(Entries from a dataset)
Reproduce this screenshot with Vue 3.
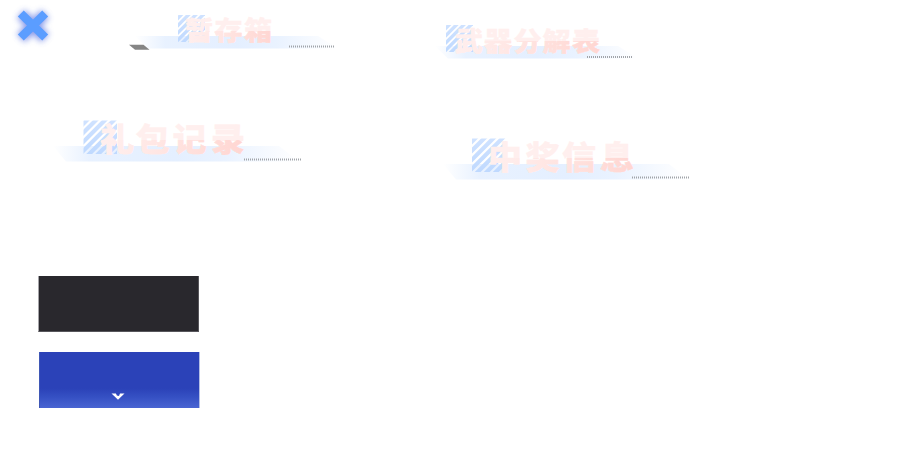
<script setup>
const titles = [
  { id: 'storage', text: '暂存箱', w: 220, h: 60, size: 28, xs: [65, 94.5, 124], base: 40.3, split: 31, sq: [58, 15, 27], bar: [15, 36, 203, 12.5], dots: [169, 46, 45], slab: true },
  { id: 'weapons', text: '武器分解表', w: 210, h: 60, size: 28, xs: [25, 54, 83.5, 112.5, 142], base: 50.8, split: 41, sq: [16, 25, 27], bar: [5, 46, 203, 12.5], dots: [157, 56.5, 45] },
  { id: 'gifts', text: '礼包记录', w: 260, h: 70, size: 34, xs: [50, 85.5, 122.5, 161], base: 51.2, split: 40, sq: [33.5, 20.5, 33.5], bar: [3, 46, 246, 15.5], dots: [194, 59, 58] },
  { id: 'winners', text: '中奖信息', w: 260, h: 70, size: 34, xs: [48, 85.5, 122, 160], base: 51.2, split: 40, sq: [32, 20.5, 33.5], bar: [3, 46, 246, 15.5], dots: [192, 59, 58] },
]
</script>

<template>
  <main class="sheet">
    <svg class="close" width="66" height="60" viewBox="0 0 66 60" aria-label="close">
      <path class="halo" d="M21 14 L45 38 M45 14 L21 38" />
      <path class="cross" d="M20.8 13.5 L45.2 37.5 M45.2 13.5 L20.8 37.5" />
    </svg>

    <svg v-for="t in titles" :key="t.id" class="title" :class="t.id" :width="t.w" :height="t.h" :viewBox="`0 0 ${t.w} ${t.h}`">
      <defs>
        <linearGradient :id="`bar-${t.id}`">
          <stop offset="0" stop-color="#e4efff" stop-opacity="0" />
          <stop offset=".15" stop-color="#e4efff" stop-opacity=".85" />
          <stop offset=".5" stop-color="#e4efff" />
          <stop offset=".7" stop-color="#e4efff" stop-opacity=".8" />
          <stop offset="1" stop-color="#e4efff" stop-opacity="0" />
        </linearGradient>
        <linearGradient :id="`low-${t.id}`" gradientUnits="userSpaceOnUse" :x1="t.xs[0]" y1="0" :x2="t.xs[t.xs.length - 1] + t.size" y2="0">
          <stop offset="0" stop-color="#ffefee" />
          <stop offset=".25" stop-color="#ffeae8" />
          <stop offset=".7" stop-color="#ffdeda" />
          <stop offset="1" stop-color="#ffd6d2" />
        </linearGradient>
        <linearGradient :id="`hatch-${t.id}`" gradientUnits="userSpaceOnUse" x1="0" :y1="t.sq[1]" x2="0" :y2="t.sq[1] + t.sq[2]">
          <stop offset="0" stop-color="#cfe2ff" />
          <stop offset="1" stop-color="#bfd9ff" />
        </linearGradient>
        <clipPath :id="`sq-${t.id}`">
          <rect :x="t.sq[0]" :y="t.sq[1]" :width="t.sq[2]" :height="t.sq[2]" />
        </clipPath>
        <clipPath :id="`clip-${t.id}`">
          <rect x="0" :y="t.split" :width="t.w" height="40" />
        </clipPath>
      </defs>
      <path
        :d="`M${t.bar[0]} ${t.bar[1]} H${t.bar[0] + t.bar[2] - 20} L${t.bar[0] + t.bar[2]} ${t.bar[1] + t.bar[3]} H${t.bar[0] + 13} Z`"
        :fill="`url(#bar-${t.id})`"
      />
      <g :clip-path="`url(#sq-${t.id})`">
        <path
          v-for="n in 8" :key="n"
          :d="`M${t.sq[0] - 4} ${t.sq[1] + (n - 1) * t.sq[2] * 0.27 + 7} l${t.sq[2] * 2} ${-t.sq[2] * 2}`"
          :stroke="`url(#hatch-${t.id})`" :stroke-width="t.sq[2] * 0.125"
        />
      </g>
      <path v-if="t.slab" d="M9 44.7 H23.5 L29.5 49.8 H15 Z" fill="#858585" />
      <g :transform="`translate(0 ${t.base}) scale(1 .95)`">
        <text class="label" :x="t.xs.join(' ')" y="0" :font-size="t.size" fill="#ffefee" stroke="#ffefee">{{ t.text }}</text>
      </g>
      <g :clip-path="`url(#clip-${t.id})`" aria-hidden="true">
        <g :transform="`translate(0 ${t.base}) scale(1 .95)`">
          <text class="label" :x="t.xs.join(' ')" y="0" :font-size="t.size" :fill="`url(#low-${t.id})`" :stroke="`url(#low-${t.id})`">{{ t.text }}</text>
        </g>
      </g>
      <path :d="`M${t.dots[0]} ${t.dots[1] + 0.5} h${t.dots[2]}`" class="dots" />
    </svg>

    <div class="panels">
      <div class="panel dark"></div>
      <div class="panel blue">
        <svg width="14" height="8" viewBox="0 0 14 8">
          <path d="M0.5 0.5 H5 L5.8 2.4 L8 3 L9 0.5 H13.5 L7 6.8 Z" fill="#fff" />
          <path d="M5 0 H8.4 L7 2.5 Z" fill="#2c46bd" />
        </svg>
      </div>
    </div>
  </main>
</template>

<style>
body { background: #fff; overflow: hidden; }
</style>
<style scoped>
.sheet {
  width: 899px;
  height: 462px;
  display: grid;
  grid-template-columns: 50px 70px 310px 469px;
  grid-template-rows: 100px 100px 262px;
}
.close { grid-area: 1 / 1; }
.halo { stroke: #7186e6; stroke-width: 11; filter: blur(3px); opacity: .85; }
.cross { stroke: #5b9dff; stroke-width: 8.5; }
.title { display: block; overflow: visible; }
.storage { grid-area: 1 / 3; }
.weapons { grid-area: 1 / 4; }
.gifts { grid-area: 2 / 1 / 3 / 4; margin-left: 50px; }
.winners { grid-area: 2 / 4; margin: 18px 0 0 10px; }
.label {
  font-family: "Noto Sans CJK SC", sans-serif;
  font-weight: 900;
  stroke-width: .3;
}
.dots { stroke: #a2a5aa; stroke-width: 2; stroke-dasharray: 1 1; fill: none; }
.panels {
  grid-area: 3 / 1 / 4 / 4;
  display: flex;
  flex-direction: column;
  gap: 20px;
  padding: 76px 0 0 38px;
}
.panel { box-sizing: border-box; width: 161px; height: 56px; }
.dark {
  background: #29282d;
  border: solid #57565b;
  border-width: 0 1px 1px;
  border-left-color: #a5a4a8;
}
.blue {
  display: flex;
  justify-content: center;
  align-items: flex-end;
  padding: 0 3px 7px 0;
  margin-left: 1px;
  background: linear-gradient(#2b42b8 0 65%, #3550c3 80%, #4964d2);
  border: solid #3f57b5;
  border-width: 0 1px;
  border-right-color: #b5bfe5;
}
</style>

--

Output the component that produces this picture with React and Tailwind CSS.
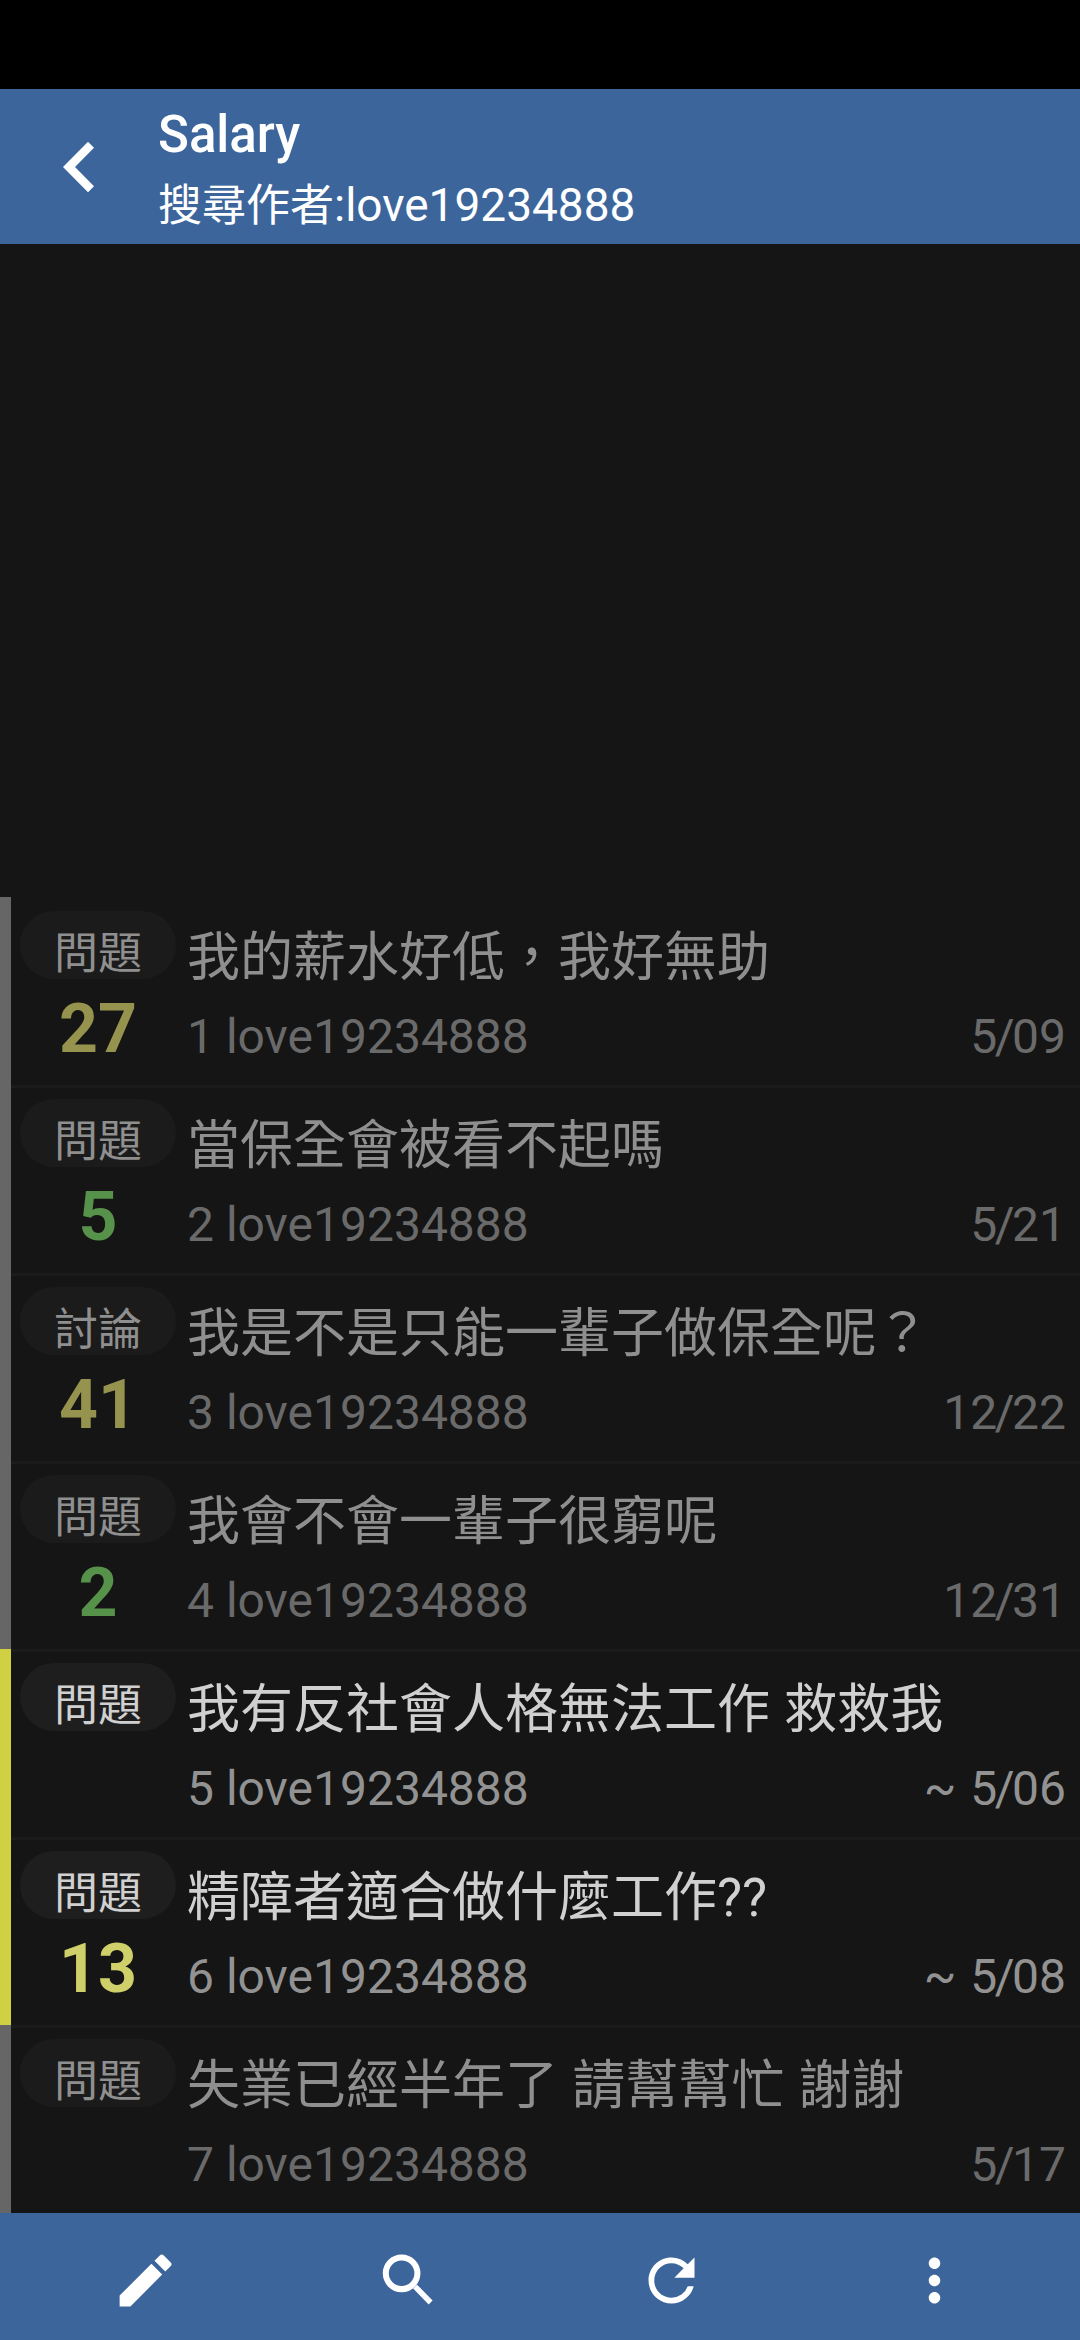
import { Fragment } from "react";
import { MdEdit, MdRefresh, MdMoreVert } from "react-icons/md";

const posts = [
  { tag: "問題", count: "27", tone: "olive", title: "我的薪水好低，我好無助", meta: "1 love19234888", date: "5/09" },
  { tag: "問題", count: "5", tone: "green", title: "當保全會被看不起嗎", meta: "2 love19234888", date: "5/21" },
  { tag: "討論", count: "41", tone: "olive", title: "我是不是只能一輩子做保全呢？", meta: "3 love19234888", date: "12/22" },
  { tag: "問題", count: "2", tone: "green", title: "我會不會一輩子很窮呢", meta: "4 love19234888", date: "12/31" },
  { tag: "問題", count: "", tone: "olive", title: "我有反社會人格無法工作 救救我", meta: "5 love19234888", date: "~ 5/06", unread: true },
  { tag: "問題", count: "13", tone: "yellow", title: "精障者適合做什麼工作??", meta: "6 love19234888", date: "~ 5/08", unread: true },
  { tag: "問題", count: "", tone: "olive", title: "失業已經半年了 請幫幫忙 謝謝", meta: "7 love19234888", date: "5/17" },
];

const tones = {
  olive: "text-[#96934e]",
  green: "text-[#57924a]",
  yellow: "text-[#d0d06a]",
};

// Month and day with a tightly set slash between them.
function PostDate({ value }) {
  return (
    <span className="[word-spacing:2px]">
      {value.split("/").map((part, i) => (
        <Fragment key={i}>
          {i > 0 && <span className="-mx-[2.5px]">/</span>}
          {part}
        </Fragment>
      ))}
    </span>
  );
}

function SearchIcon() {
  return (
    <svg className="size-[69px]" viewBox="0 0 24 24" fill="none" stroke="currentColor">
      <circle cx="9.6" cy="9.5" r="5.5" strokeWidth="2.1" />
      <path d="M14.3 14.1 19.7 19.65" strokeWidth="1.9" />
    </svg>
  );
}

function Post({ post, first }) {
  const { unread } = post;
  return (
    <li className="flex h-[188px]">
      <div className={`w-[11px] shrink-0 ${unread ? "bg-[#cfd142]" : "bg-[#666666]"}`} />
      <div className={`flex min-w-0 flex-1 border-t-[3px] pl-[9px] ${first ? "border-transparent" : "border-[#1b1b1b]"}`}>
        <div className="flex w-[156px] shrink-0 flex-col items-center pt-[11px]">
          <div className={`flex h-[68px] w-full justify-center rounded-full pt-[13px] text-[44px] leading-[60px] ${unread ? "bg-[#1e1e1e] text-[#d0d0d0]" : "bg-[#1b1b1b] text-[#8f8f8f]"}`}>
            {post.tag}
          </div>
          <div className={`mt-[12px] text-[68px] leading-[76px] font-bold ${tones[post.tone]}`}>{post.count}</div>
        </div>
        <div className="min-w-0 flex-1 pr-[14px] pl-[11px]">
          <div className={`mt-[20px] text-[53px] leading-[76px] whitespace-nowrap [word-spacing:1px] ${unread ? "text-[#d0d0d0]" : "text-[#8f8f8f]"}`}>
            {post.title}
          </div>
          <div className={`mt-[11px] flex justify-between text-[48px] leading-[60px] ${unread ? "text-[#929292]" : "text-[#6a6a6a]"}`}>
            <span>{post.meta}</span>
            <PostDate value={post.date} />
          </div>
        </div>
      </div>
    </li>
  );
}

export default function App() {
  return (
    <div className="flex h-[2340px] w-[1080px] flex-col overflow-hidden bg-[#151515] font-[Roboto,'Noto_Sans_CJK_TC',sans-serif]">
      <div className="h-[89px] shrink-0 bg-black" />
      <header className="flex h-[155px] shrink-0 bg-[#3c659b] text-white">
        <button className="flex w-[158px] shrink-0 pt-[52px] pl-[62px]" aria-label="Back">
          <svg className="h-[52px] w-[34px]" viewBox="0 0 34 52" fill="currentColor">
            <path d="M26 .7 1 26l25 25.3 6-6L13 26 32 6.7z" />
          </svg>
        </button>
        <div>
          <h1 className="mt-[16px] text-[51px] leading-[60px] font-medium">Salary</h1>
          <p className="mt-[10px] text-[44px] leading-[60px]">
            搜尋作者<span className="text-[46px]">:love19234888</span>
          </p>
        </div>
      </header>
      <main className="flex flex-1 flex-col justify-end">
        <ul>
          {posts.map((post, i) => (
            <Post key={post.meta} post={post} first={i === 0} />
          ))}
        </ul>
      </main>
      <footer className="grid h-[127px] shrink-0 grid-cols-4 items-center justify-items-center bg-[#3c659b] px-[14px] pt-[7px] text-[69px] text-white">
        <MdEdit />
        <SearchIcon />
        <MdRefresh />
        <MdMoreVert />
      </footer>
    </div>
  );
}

=== Goal ===
Return all the lines that contain the string "with".

=== Task response ===
Reproduce this screenshot with Vue 3.
Output the component that produces this picture with React and Tailwind CSS.
// Month and day with a tightly set slash between them.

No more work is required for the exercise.